86 thoughts on “Obama Administration Loses Effort To Block Injunction of Don’t Ask Don’t Tell — Announces Appeal To Reverse Victory Over DADT”

  1. Bob,

    Faking it would have been preferable.


    Close but no cigar. Grand juries are an independent subset of the judiciary that operate on their own initiative to investigate criminal matters and possibly instigate charges in their role as community ombudsman. They are an adjunct to the prosecutorial process (and its inherent discretion), not a substitution.
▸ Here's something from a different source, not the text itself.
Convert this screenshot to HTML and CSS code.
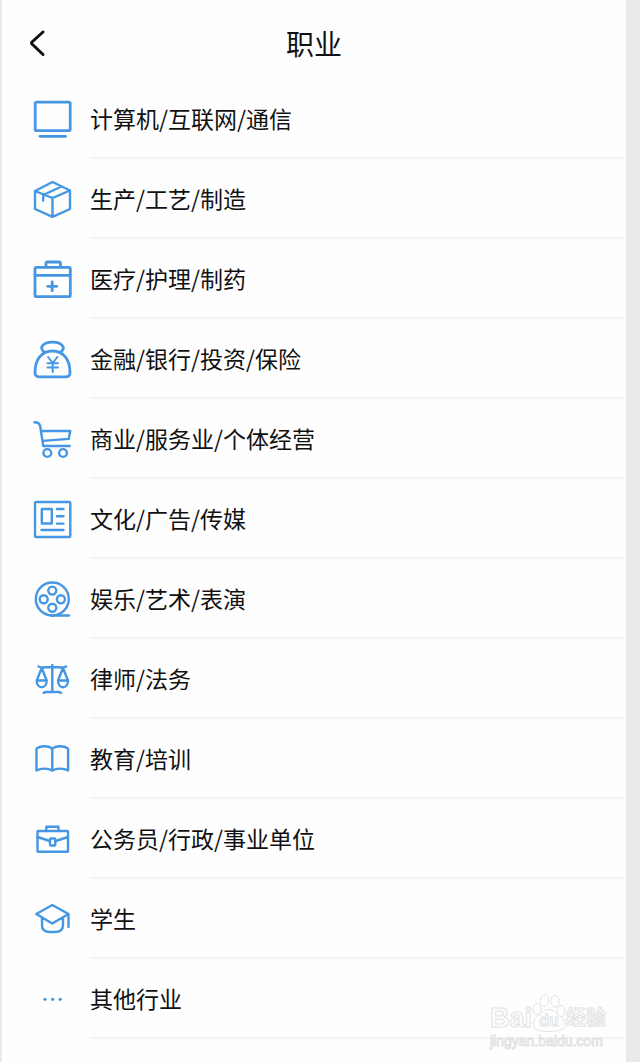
FILE: index.html
```html
<!DOCTYPE html>
<html lang="zh-CN">
<head>
    <meta charset="UTF-8">
    <meta name="viewport" content="width=device-width, initial-scale=1.0">
    <title>职业</title>
    <link rel="stylesheet" href="styles.css">
</head>
<body>
    <div class="page">
        <header class="header">
            <button class="back" type="button" aria-label="返回">
                <svg viewBox="0 0 28 28"><path d="M21 3 10 13q-1 1 0 2L21 25.500"/></svg>
            </button>
            <h1>职业</h1>
        </header>

        <ul class="list">
            <li>
                <a href="#">
                    <svg class="icon" viewBox="0 0 40 40"><rect x="3.200" y="3.200" width="35" height="28.500" rx="1.500"/><path d="M8 37.300h25.500"/></svg>
                    <span class="label">计算机/互联网/通信</span>
                </a>
            </li>
            <li>
                <a href="#">
                    <svg class="icon thin" viewBox="0 0 40 40"><path d="M20.500 3 38 11.500V30L20.500 37.800 3 30V12zM3 12l17.500 7L38 11.500M20.500 19v18.500M29.500 7.500l-18.300 8.500v5.500"/></svg>
                    <span class="label">生产/工艺/制造</span>
                </a>
            </li>
            <li>
                <a href="#">
                    <svg class="icon" viewBox="0 0 40 40"><rect x="3" y="8.300" width="35.300" height="29.400" rx="1.500"/><path d="M14 8V4.500q0-1.500 1.500-1.500h11.500q1.500 0 1.500 1.500V8M3 16.300h35M20.200 22.800v9M15.700 27.300h9"/></svg>
                    <span class="label">医疗/护理/制药</span>
                </a>
            </li>
            <li>
                <a href="#">
                    <svg class="icon" viewBox="0 0 40 40"><path d="M12.500 13.500C10 11 9 9.500 9.800 8 12.500 1.500 28.500 1.500 31.200 8c.8 1.500-.2 3-2.700 5.500M3 33.500C3 20 10 12 20.500 12S38 20 38 33.500c0 3-1.500 4.300-4 4.300H7c-2.500 0-4-1.300-4-4.300z"/><path class="yen" d="M16 18l4.700 6 4.700-6M15.500 24.200h10.500M15.500 28.500h10.500M20.700 24v9"/></svg>
                    <span class="label">金融/银行/投资/保险</span>
                </a>
            </li>
            <li>
                <a href="#">
                    <svg class="icon thin" viewBox="0 0 40 40"><path d="M2.500 3.200q5 0 5.700 4L11.300 27h26.400M8.800 12h29.500l-1.600 7.900-26 2"/><circle cx="15.300" cy="34" r="3.900"/><circle cx="31" cy="34" r="3.900"/></svg>
                    <span class="label">商业/服务业/个体经营</span>
                </a>
            </li>
            <li>
                <a href="#">
                    <svg class="icon thin" viewBox="0 0 40 40"><rect x="3" y="3" width="35.300" height="35" rx="1"/><rect x="9.800" y="10" width="10" height="14.500"/><path d="M25 10h6.500M25 17.300h6.500M25 24.600h6.500M9.500 31h22"/></svg>
                    <span class="label">文化/广告/传媒</span>
                </a>
            </li>
            <li>
                <a href="#">
                    <svg class="icon thin" viewBox="0 0 40 40"><circle cx="20.300" cy="20" r="16.500"/><circle cx="20.300" cy="11.600" r="4"/><circle cx="11.700" cy="20.200" r="4"/><circle cx="28.900" cy="20.200" r="4"/><circle cx="20.300" cy="28.800" r="4"/><path d="M19 36.500h18"/></svg>
                    <span class="label">娱乐/艺术/表演</span>
                </a>
            </li>
            <li>
                <a href="#">
                    <svg class="icon thin" viewBox="0 0 40 40"><path d="M20.300 6v27M6.500 7.500q3 1.500 6 .8h15.600q3 .7 6-.8M11.500 34q1-1 3-1h11.600q2 0 3 1M9.700 9 4.700 21.500h10zM4.700 21.500c0 9 10 9 10 0M31 9l-5 12.500h10zM26 21.500c0 9 10 9 10 0"/></svg>
                    <span class="label">律师/法务</span>
                </a>
            </li>
            <li>
                <a href="#">
                    <svg class="icon thin" viewBox="0 0 40 40"><path d="M20.300 9.500C16 6.500 9 6.500 4.500 9.500v22c4.500-2.500 11.500-2.500 15.800 0 4.300-2.500 11.300-2.500 15.800 0v-22C31.600 6.500 24.600 6.500 20.300 9.500zv22"/></svg>
                    <span class="label">教育/培训</span>
                </a>
            </li>
            <li>
                <a href="#">
                    <svg class="icon thin" viewBox="0 0 40 40"><rect x="5.500" y="12" width="30.500" height="20.800" rx=".5"/><path d="M14.300 12V7.700h12.200V12M5.500 18l12.300 4M36 18l-12.500 4"/><rect x="18" y="19.500" width="5.300" height="7" rx="1"/></svg>
                    <span class="label">公务员/行政/事业单位</span>
                </a>
            </li>
            <li>
                <a href="#">
                    <svg class="icon thin" viewBox="0 0 40 40"><path d="M20.300 6 36.500 15 20.300 24.500 4.300 15zM10 19v7q0 7 8 7h5q8 0 8-7v-7M36.500 15v13"/></svg>
                    <span class="label">学生</span>
                </a>
            </li>
            <li>
                <a href="#">
                    <svg class="icon dots" viewBox="0 0 40 40"><circle cx="13" cy="20.300" r="1.600"/><circle cx="20.600" cy="20.300" r="1.600"/><circle cx="28.200" cy="20.300" r="1.600"/></svg>
                    <span class="label">其他行业</span>
                </a>
            </li>
        </ul>

        <div class="watermark">
            <div class="brand">
                <span class="latin">Bai</span>
                <span class="paw">
                    <svg viewBox="0 0 34 38"><ellipse cx="5" cy="15" rx="4" ry="5.500"/><ellipse cx="12.500" cy="6.500" rx="4.200" ry="6"/><ellipse cx="23" cy="7" rx="4.200" ry="6"/><ellipse cx="29" cy="17" rx="4" ry="5.500"/><path d="M17 15.500c-5 0-6.500 3-10 6-4 3-6.500 5.500-5.500 10s5 6 15.500 6 14.500-1.500 15.500-6-1.500-7-5.500-10c-3.500-3-5-6-10-6z"/></svg>
                    <span class="du">du</span>
                </span>
                <span class="cjk">经验</span>
            </div>
            <div class="url">jingyan.baidu.com</div>
        </div>
    </div>
</body>
</html>
```
FILE: styles.css
```css
* {
    box-sizing: border-box;
}
body {
    margin: 0;
    font-family: "Noto Sans CJK SC", sans-serif;
    color: #111;
    background-color: #fefefe;
}
.page {
    position: relative;
    min-height: 100vh;
    border-left: 2px solid #e9e9eb;
    border-right: 14px solid #ebe9ec;
    overflow: hidden;
}
.header {
    display: grid;
    grid-template-columns: 48px 1fr 48px;
    align-items: center;
    height: 79px;
    padding: 6px 20px 0;
}
.header h1 {
    margin: 0;
    font-size: 28px;
    line-height: 40px;
    font-weight: 400;
    text-align: center;
}
.back {
    display: flex;
    width: 28px;
    height: 28px;
    padding: 0;
    border: none;
    background: none;
    cursor: pointer;
}
.back svg {
    width: 28px;
    height: 28px;
    fill: none;
    stroke: #111;
    stroke-width: 3;
    stroke-linecap: round;
}
.list {
    margin: 0;
    padding: 0;
    list-style: none;
}
.list a {
    display: flex;
    align-items: center;
    gap: 18px;
    height: 80px;
    padding-left: 30px;
    color: inherit;
    text-decoration: none;
}
.icon {
    flex: none;
    width: 40px;
    height: 40px;
    fill: none;
    stroke: #4596e3;
    stroke-width: 2.8;
    stroke-linecap: round;
    stroke-linejoin: round;
}
.icon.thin {
    stroke-width: 2.4;
}
.icon .yen {
    stroke-width: 2;
}
.icon.dots {
    fill: #4596e3;
    stroke: none;
}
.label {
    flex: 1;
    height: 80px;
    border-bottom: 2px solid #f5f3f6;
    font-size: 23px;
    line-height: 78px;
}

/* site mark in the bottom corner */
.watermark {
    position: absolute;
    right: 20px;
    bottom: 12px;
    color: #fefefe;
    font-family: "Liberation Sans", "Noto Sans CJK SC", sans-serif;
    -webkit-text-stroke: 1px #e2e2e2;
    pointer-events: none;
}
.brand {
    display: flex;
    align-items: flex-end;
}
.latin {
    font-size: 27px;
    line-height: 28px;
    font-weight: 700;
}
.paw {
    display: grid;
    width: 34px;
    height: 38px;
}
.paw svg,
.du {
    grid-area: 1 / 1;
}
.paw svg {
    width: 34px;
    height: 38px;
    fill: #fefefe;
    stroke: #e2e2e2;
}
.du {
    align-self: end;
    font-size: 16px;
    line-height: 22px;
    font-weight: 700;
    text-align: center;
}
.cjk {
    font-size: 20px;
    line-height: 28px;
    font-weight: 700;
}
.url {
    font-size: 14px;
    line-height: 18px;
}
```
  2. I got a letter from Stuart Frisch, General Counsel of DOJ’s Justice Management Division last week with a DOJ report that isn’t published on the Internet. The report says that in 2006 DOJ had a Data Integrity Board consisting of Lee Lofthus, Glenn Fine, Daniel Metcalfe, and Jane Horvath. Previously DOJ had indicated that I didn’t have standing to get DOJ’s Privacy Act reports but Mr. Frisch sent one to me last week. I am just posting that here because I discussed the Privacy Act reports in the context of DADT here.

  3. Buddha,

    I’m just saying that Obama could have shown a scintilla of sincerity by declining to prosecute.

    It’s not quite at the level of forcing Robert Bork to fire Archibald Cox now is it?

  4. @Buddha: >> what can take that discretion’s place?

    I am not sure of the technicalities, but isn’t that the job of a Grand Jury? I have heard they are rubber stamps, but is there some reason we could not stop that and have citizen juries decide by vote (or prioritize by rank) prosecutions?

    Even priorities would effectively decide what does not get prosecuted; because when the D.A. runs out of time or money, the rest of the list just doesn’t get prosecuted.

  5. Bob,

    As a functional matter, what can take that discretion’s place? The result would be huge inefficiencies in the form of wasted prep and bench time for frivolous charges. Absent say an amendment to command the executive branch to pursue charges in narrowly defined instances, can you suggest a replacement for this flawed but requisite mechanism? Other than “get an AG who has better discretion in looking out for the common good”, of course.